* _Task statement_:
Print all of the data exactly.
━━ Data segment
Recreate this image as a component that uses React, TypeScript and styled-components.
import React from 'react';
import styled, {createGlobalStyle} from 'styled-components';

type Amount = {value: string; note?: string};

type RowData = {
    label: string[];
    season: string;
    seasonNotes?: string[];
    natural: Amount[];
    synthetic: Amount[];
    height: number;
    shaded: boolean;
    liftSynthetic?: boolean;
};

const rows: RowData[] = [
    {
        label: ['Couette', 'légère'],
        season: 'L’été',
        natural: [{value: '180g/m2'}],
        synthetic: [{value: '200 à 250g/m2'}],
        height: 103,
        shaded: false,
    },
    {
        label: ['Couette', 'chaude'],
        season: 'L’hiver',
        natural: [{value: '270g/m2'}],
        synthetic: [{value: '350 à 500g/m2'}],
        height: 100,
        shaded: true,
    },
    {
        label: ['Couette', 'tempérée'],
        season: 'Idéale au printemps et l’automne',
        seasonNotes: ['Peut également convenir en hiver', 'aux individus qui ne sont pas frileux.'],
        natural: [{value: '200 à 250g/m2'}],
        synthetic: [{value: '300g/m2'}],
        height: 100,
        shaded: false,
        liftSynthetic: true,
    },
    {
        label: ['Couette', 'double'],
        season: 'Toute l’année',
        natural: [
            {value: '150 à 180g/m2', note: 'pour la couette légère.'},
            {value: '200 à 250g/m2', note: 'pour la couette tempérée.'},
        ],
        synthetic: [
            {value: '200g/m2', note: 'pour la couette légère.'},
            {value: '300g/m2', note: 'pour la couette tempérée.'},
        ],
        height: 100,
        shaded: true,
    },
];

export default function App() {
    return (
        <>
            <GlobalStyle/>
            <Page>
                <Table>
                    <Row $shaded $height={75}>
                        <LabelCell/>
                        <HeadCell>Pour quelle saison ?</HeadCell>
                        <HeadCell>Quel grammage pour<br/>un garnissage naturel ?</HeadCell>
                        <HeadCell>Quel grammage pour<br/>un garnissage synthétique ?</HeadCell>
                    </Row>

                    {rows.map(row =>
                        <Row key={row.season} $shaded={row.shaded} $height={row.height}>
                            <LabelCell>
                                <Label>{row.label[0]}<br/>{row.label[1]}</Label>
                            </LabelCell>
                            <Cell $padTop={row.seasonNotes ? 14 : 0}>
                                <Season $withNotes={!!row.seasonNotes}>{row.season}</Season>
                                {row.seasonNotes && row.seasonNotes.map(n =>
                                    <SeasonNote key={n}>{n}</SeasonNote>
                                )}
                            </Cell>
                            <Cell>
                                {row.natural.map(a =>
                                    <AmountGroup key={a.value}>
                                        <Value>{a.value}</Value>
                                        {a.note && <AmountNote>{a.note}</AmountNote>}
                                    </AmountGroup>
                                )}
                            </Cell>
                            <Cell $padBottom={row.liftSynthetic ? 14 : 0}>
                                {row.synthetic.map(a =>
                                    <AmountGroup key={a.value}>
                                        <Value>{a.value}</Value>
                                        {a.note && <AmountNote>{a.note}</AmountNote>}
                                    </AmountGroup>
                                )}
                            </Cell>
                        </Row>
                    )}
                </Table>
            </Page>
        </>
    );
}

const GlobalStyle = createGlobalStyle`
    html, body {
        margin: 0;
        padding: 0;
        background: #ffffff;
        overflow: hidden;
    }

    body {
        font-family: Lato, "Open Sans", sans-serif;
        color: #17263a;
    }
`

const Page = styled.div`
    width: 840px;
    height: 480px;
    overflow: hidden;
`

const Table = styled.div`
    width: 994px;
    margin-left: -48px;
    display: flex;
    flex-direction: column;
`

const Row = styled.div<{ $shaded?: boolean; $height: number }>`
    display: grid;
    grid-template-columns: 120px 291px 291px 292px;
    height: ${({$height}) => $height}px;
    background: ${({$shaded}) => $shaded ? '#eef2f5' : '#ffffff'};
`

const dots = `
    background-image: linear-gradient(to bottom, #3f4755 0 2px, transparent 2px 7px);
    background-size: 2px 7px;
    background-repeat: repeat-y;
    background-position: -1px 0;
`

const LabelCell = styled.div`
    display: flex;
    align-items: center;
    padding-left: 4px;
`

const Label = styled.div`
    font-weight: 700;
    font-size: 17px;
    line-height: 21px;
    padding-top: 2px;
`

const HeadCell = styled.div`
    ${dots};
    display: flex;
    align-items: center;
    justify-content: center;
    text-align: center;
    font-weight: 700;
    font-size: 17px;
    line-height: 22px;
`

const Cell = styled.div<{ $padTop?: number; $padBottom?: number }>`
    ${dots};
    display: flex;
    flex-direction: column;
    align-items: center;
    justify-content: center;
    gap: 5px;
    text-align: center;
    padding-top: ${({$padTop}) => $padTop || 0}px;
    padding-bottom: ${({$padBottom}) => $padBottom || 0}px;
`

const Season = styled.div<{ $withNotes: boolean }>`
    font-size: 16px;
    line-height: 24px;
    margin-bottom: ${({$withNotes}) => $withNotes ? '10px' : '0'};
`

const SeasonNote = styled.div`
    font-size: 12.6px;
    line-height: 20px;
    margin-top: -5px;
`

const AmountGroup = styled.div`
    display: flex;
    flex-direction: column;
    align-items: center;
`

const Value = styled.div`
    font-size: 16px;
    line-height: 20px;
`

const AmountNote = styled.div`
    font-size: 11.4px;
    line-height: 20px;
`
━━━━
* _Problem solution_:
Recreate this image as a component that uses React, TypeScript and styled-components.
import React from 'react';
import styled, {createGlobalStyle} from 'styled-components';

type Amount = {value: string; note?: string};

type RowData = {
    label: string[];
    season: string;
    seasonNotes?: string[];
    natural: Amount[];
    synthetic: Amount[];
    height: number;
    shaded: boolean;
    liftSynthetic?: boolean;
};

const rows: RowData[] = [
    {
        label: ['Couette', 'légère'],
        season: 'L’été',
        natural: [{value: '180g/m2'}],
        synthetic: [{value: '200 à 250g/m2'}],
        height: 103,
        shaded: false,
    },
    {
        label: ['Couette', 'chaude'],
        season: 'L’hiver',
        natural: [{value: '270g/m2'}],
        synthetic: [{value: '350 à 500g/m2'}],
        height: 100,
        shaded: true,
    },
    {
        label: ['Couette', 'tempérée'],
        season: 'Idéale au printemps et l’automne',
        seasonNotes: ['Peut également convenir en hiver', 'aux individus qui ne sont pas frileux.'],
        natural: [{value: '200 à 250g/m2'}],
        synthetic: [{value: '300g/m2'}],
        height: 100,
        shaded: false,
        liftSynthetic: true,
    },
    {
        label: ['Couette', 'double'],
        season: 'Toute l’année',
        natural: [
            {value: '150 à 180g/m2', note: 'pour la couette légère.'},
            {value: '200 à 250g/m2', note: 'pour la couette tempérée.'},
        ],
        synthetic: [
            {value: '200g/m2', note: 'pour la couette légère.'},
            {value: '300g/m2', note: 'pour la couette tempérée.'},
        ],
        height: 100,
        shaded: true,
    },
];

export default function App() {
    return (
        <>
            <GlobalStyle/>
            <Page>
                <Table>
                    <Row $shaded $height={75}>
                        <LabelCell/>
                        <HeadCell>Pour quelle saison ?</HeadCell>
                        <HeadCell>Quel grammage pour<br/>un garnissage naturel ?</HeadCell>
                        <HeadCell>Quel grammage pour<br/>un garnissage synthétique ?</HeadCell>
                    </Row>

                    {rows.map(row =>
                        <Row key={row.season} $shaded={row.shaded} $height={row.height}>
                            <LabelCell>
                                <Label>{row.label[0]}<br/>{row.label[1]}</Label>
                            </LabelCell>
                            <Cell $padTop={row.seasonNotes ? 14 : 0}>
                                <Season $withNotes={!!row.seasonNotes}>{row.season}</Season>
                                {row.seasonNotes && row.seasonNotes.map(n =>
                                    <SeasonNote key={n}>{n}</SeasonNote>
                                )}
                            </Cell>
                            <Cell>
                                {row.natural.map(a =>
                                    <AmountGroup key={a.value}>
                                        <Value>{a.value}</Value>
                                        {a.note && <AmountNote>{a.note}</AmountNote>}
                                    </AmountGroup>
                                )}
                            </Cell>
                            <Cell $padBottom={row.liftSynthetic ? 14 : 0}>
                                {row.synthetic.map(a =>
                                    <AmountGroup key={a.value}>
                                        <Value>{a.value}</Value>
                                        {a.note && <AmountNote>{a.note}</AmountNote>}
                                    </AmountGroup>
                                )}
                            </Cell>
                        </Row>
                    )}
                </Table>
            </Page>
        </>
    );
}

const GlobalStyle = createGlobalStyle`
    html, body {
        margin: 0;
        padding: 0;
        background: #ffffff;
        overflow: hidden;
    }

    body {
        font-family: Lato, "Open Sans", sans-serif;
        color: #17263a;
    }
`

const Page = styled.div`
    width: 840px;
    height: 480px;
    overflow: hidden;
`

const Table = styled.div`
    width: 994px;
    margin-left: -48px;
    display: flex;
    flex-direction: column;
`

const Row = styled.div<{ $shaded?: boolean; $height: number }>`
    display: grid;
    grid-template-columns: 120px 291px 291px 292px;
    height: ${({$height}) => $height}px;
    background: ${({$shaded}) => $shaded ? '#eef2f5' : '#ffffff'};
`

const dots = `
    background-image: linear-gradient(to bottom, #3f4755 0 2px, transparent 2px 7px);
    background-size: 2px 7px;
    background-repeat: repeat-y;
    background-position: -1px 0;
`

const LabelCell = styled.div`
    display: flex;
    align-items: center;
    padding-left: 4px;
`

const Label = styled.div`
    font-weight: 700;
    font-size: 17px;
    line-height: 21px;
    padding-top: 2px;
`

const HeadCell = styled.div`
    ${dots};
    display: flex;
    align-items: center;
    justify-content: center;
    text-align: center;
    font-weight: 700;
    font-size: 17px;
    line-height: 22px;
`

const Cell = styled.div<{ $padTop?: number; $padBottom?: number }>`
    ${dots};
    display: flex;
    flex-direction: column;
    align-items: center;
    justify-content: center;
    gap: 5px;
    text-align: center;
    padding-top: ${({$padTop}) => $padTop || 0}px;
    padding-bottom: ${({$padBottom}) => $padBottom || 0}px;
`

const Season = styled.div<{ $withNotes: boolean }>`
    font-size: 16px;
    line-height: 24px;
    margin-bottom: ${({$withNotes}) => $withNotes ? '10px' : '0'};
`

const SeasonNote = styled.div`
    font-size: 12.6px;
    line-height: 20px;
    margin-top: -5px;
`

const AmountGroup = styled.div`
    display: flex;
    flex-direction: column;
    align-items: center;
`

const Value = styled.div`
    font-size: 16px;
    line-height: 20px;
`

const AmountNote = styled.div`
    font-size: 11.4px;
    line-height: 20px;
`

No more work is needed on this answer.